Hickok himself gives the most concise summation of the white frontier ethos, when he thinks:


Because the whites did not worship Almighty God half as much as they idolized the Almighty Dollar. That was the rowel that blooded bellies — gold, silver, and land. It did not matter whose you stole. (p162)


This applies to the white buffalo itself.  While Worm believes that the white buffalo is sacred, a renewable resource that will be reborn after he kills it, the whites in general (and HIkcok initially) only see it as a commodity born of extremely rare chance.


The Native American characters and culture come off much better in general, though I do wonder if this book drifts into some Noble Savage trope or trope-adjacent territory.  Sale is definitely sympathetic to them and, given some of the books in the bibliography, I think he is well intentioned on how he handles Lakota representation but I don't know enough about that culture to really gauge how successful (or terrible) it is.


A tiny thing that stuck out to me was a small word choice difference in how Otis is described versus how Worm is, in parallel scenes that are meant to show how straightforward both men are.  Otis is described as "uncomplicated" but Worm is described as "simple."  My suspicion is that this difference is an unfortunate use of a thesaurus and Sale didn't notice the implications; I one hundred percent believe it was subconscious.  But it's there and I wonder if there's more that, given my cultural background, I didn't pick up on.


There's also potentially something in that, as strongly motivated as character is, Worm doesn't really get an arc, whereas Hickok does, and one that is facilitated by Worm's nobility:


Honor was something akin.
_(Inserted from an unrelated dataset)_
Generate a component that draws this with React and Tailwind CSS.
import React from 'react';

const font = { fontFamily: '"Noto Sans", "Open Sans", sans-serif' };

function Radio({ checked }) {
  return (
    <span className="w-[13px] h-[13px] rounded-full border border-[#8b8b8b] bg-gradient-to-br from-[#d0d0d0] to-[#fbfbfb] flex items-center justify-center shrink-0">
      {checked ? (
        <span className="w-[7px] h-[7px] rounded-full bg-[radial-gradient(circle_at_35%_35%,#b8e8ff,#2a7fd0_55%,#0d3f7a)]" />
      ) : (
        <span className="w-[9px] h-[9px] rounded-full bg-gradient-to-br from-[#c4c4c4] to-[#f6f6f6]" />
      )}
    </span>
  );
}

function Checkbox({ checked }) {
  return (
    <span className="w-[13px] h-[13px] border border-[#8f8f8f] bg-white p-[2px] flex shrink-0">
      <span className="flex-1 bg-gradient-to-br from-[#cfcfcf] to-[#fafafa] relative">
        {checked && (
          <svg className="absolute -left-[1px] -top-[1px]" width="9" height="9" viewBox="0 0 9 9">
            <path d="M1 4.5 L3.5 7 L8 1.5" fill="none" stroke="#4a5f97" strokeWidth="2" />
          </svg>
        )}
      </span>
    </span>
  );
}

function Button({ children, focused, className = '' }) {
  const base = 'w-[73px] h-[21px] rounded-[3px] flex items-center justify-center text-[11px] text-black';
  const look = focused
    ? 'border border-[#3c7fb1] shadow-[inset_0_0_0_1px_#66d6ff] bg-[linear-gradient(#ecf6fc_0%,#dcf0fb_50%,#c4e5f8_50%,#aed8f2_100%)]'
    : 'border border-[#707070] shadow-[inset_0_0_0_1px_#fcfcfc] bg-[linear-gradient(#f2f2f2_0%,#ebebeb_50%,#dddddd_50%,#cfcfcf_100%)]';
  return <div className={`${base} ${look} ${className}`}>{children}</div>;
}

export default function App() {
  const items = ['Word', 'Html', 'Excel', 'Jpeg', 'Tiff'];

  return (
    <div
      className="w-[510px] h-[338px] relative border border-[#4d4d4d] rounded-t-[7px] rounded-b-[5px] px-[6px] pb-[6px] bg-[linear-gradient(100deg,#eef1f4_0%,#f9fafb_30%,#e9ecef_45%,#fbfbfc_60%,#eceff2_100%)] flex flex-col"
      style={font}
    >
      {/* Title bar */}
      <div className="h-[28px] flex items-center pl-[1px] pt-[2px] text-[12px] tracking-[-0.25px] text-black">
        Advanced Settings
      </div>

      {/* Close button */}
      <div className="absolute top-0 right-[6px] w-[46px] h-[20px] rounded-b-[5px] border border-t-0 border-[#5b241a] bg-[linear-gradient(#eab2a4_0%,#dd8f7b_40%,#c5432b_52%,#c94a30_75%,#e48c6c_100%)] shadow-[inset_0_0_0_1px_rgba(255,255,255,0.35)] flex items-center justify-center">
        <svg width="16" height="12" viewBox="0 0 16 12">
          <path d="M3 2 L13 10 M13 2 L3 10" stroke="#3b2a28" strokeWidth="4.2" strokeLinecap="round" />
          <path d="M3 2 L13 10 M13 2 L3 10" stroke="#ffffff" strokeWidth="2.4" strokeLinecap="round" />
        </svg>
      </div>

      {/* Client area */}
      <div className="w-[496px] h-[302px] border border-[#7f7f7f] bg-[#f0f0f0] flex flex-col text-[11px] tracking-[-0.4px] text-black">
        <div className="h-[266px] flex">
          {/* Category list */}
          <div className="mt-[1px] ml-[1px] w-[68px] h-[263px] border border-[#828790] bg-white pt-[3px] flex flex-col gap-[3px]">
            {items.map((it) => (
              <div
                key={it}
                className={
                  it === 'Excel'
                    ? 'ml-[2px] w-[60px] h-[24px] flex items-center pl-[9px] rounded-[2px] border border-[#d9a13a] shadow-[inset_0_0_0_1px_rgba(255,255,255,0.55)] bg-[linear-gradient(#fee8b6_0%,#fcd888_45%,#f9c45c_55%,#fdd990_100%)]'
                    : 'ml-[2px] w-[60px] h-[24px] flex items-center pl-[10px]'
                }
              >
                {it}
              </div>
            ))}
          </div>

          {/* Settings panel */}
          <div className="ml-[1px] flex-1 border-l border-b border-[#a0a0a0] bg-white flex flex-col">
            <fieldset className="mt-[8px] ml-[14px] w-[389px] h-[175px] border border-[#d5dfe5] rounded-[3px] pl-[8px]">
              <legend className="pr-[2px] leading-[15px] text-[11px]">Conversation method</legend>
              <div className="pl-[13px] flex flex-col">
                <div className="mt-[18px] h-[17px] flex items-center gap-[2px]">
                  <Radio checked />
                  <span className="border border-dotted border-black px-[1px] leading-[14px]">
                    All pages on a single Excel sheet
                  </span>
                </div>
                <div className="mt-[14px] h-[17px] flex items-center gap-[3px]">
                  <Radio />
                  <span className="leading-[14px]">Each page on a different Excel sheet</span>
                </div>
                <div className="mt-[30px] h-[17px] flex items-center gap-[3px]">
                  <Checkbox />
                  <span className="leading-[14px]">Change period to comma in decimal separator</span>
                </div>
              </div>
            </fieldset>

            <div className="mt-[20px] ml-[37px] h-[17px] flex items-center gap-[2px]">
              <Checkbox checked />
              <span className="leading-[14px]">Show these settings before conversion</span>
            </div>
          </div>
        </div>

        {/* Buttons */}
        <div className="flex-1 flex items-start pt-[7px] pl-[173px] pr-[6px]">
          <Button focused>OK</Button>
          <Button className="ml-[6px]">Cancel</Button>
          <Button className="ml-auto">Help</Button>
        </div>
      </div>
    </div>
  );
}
Someone planted a seed of truth in your soil and it grew into a Carson honesty, until finally, when it was ripe enough, it became a treasure called Integrity. That was the trail that the Oglala was drawing out for him. This waspy little pagan was unknowingly more Christian than Hickok's pious father had knowingly been. (p169)


If there is something here, again, I do think that it was subconscious on Sale's part.  He gave too much detail and attention to Worm to have intended him only to be the vessel for Hickok's endgame growth.  (I'm sure this won't come up later regarding the film.)


"Red Man" and "White Man" - Parallelism


Even beyond the novel's overarching macro-structure, there are a ton of explicit parallels between the two leads.  These are both parallels of character, like when the two men have the same internal reactions or process the same internal conflict, and of situation, where one man will be put in predicament that echoes something that has already happened to the other. 


A scene that is example of both is Kileen's ambush of Hickok, where the deliberation Worm goes through prior to intervening is similar to Hickok's when the latter saved him from the Crow ambush.


All the parallels allow Sale to explore the ways Hickok and Worm are in consonance and the ways where they are in dissonance, becoming foils to each other.  In these dissonances one (usually Hickok) becomes a sort of cracked mirror version of the other.


The Dream


One of the most obvious consonances between Worm and Hickok is that they are both having the white buffalo nightmare, a fact that, interestingly, neither finds out about the other.  Both men dream of themselves unarmed in the snow facing down a charging beast, with Hickok missing his pistols and Worm's bowstring fouled by dew.  While both men find the dream terrifying, they react to it rather differently and revealingly.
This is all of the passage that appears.